Ms. Wilkins also tried new ways to inform people about how to evacuate. In a single day last week, her staff members distributed 130,000 pamphlets providing directions on how to evacuate the city. They relied on contacts at hospitals, churches, and other organizations to help pass out the flyers.
Those efforts, along with the dire warnings to evacuate issued by New Orleans Mayor Ray Nagin and other government officials, contributed to the largest evacuation in the state’s history. Fifty-eight thousand people were housed in shelters during this storm, compared with 30,000 during Hurricane Katrina.
Huge Improvement
Hurricane Katrina offered a brutal awakening in the weaknesses of the emergency-response system. Lessons from Gustav have so far not been as numerous or as profound. But Ms. Wilkins said there are already changes she plans to make ahead of another storm.
“It was a huge improvement over Katrina, but we will refine this,” she said.
For one thing, she wants to have more people with mental-health training embedded with her staff members and volunteers. She wants to work more closely with the national headquarters to make sure that volunteers and supplies arrive to the region as smoothly as possible.
Her charity has worked with other nonprofit groups since Katrina to ensure that minorities aren’t ignored by the charity’s disaster-relief efforts. Partnerships forged between the Salvation Army, the NAACP, the Sovereign Nation of the Chitimacha, and other groups were tested during this storm.
But the effort hasn’t been as successful as she would have liked. “We’ve been busy over the last three years rebuilding our lives,” she said. “We’ve made some progress but that needs to continue.”
Costs of Evacuation
Government officials have faced criticism for over hyping the threat of Gustav. While Ms. Wilkins and other charity officials said they’re relieved that governments took the storm seriously, they also recognize the financial costs to the charity of such a massive evacuation.
So far, the Red Cross has spent $20-million on efforts in response to Gustav.
“That’s a lot to spend on preparedness,” said Ms. Wilkins. “As a CEO, I’m very aware of that.”
She acknowledged that spending money on preparing for storms that don’t materialize might discourage some donors. “If a donor says that, one of the things we know now is to bring them into the operation and let them see what we’re doing,” she said.
She also worried that news-media attention has focused on how Gustav left New Orleans relatively unscathed, rather than the impact it has had on Plaquemines, Jefferson, Lafourche, Assumption, Terrebonne and a handful of other parishes in southern Louisiana.
The extent of that damage, meanwhile, is still largely unknown. Red Cross officials were beginning to assess the damage to areas south and west of New Orleans on Wednesday.
Tree Davidson, public-information officer at the Salvation Army, said that she had seen downed power lines and trees in Houma, in Terrebonne Parish, and didn’t expect the city to get power back for at least a week. But houses in the city seemed to have escaped damage, she said.

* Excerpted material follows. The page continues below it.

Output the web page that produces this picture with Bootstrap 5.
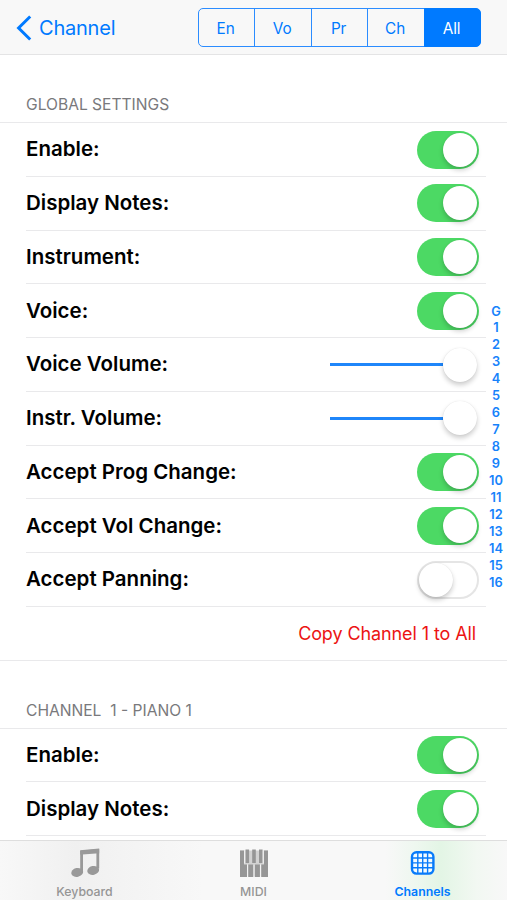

Baton Rouge, which was also hit more directly than New Orleans, wasn’t expected to get power for another nine days.
But Ms. Wilkins said she was worried about the longer-term costs of rebuilding: “We’ve got people in the same boat as people in New Orleans were after Katrina.”
In addition to the physical damage sustained by cities, she and other aid workers were worried that people returning to their homes after Gustav would suffer from flashbacks to Hurricane Katrina and would require psychological counseling.
Even as she was collecting ideas for how to prepare for the next storm, Ms. Wilkins said she was trying not to worry too much about the costs of the evacuation and her charity’s budget.
“We can always second guess ourselves,” she said. “But I’ve seen it pay off. No one talks about anyone drowning in New Orleans. No one talks about drowning in the Bayou. No one talks about dying. I don’t think you can put a cost to a life saved.”